Relationships, and Marriage in particular – economics not love or friendship

“Half the sum of attraction, on either side, might have been enough, for he had nothing to do, and she had hardly anybody to love; but the encounter of such lavish recommendations could not fail. They were gradually acquainted, and when acquainted, rapidly and deeply in love. It would be difficult to say which had seen highest” 

 “A woman of seven and twenty”, said Marianne, after pausing a moment, “can never hope to feel or inspire affection again, and if her home be uncomfortable, or her fortune small, I can suppose that she might bring herself to submit to the offices of a nurse, for the sake of provision and security of a wife. In his marrying such a woman therefore there would be nothing unsuitable. It would be a compact of convenience, and the world would be satisfied. In my eyes it would be no marriage at all, but that would be nothing. To me it would seem only a commercial exchange, in which each wished to be benefited at the expense of the other.” 

“…you seem to me to be surrounded with difficulties, and you will have need of all your mutual affection to support you under them. Mr. Ferrars, I believe, is entirely dependent on his mother.” “He has only two thousand pounds of his own; it would be madness to marry upon that…” 

“It will be one better match for your sister. Two thousand a year without debt or drawback — except the little love-child, indeed; aye, I had forgot her; but she may be ‘prenticed out at a small cost, and then what does it signify? Delaford is a nice place, I can tell you; exactly what I call a nice old fashioned place, full of comforts and conveniences; quite shut in with great garden walls that are covered with the best fruit-trees in the country; and such a mulberry tree in one corner! Lord! how Charlotte and I did stuff the only time we were there! Then, there is a dove-cote, some delightful stew-ponds, and a very pretty canal; and every thing, in short, that one could wish for; and moreover, it is close to the church…”

 “His manners to THEM, though calm, were perfectly kind; to Mrs. Jennings, most attentively civil; and on Colonel Brandon’s coming in soon after himself, he eyed him with a curiosity which seemed to say, that he only wanted to know him to be rich, to be equally civil to HIM.”

“Lord Morton, with thirty thousand pounds. A very desirable connection on both sides, and I have not a doubt of its taking place in time.
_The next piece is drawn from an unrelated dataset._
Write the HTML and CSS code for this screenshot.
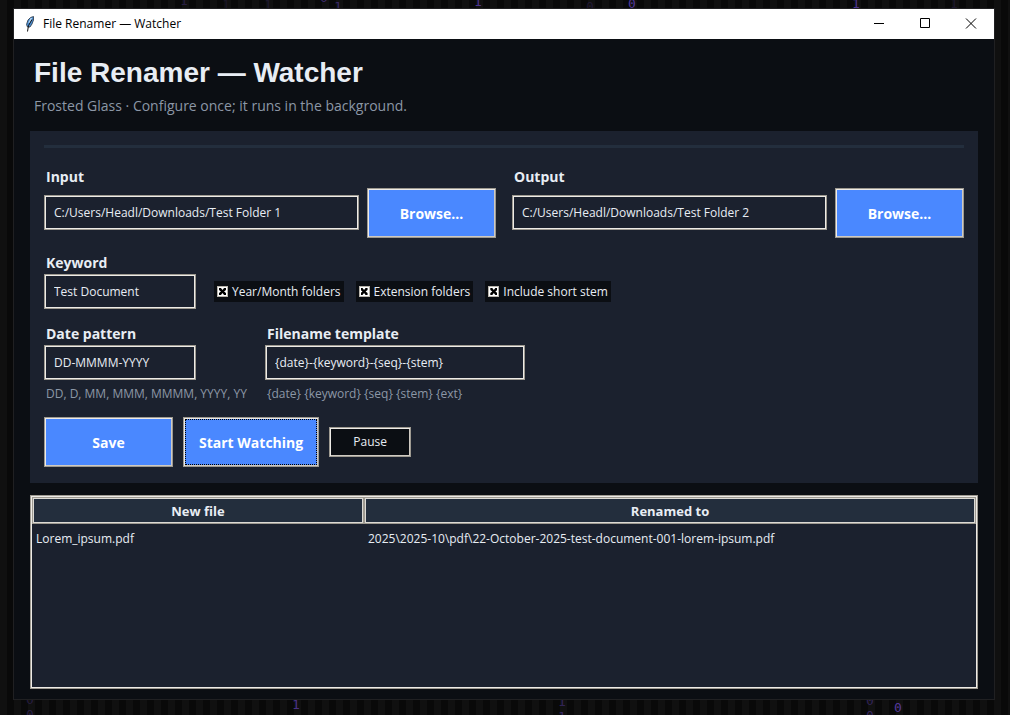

A thousand a-year is a great deal for a mother to give away, to make over for ever; but Mrs. Ferrars has a noble spirit.”

“I question whether Marianne NOW, will marry a man worth more than five or six hundred a-year, at the utmost, and I am very much deceived if YOU do not do better.”

“…in Miss Morton he would have a woman of higher rank and larger fortune — and enforced the assertion, by observing that Miss Morton was the daughter of a nobleman with thirty thousand pounds, while Miss Dashwood was only the daughter of a private gentleman with no more than THREE; but when she found that, though perfectly admitting the truth of her representation, he was by no means inclined to be guided by it…” (here, Elinor does seem to be chosen for love by Edward Ferrars, against his mother’s wishes and advice).

“The whole of Lucy’s behaviour in the affair, and the prosperity which crowned it, therefore, may be held forth as a most encouraging instance of what an earnest, an unceasing attention to self-interest, however its progress may be apparently obstructed, will do in securing every advantage of fortune, with no other sacrifice than that of time and conscience. When Robert first sought her acquaintance, and privately visited her in Bartlett’s Buildings, it was only with the view imputed to him by his brother. He merely meant to persuade her to give up the engagement; and as there could be nothing to overcome but the affection of both, he naturally expected that one or two interviews would settle the matter.” 

“John Dashwood was greatly astonished; but his nature was calm, not open to provocation, and he never wished to offend anybody, especially anybody of good fortune.”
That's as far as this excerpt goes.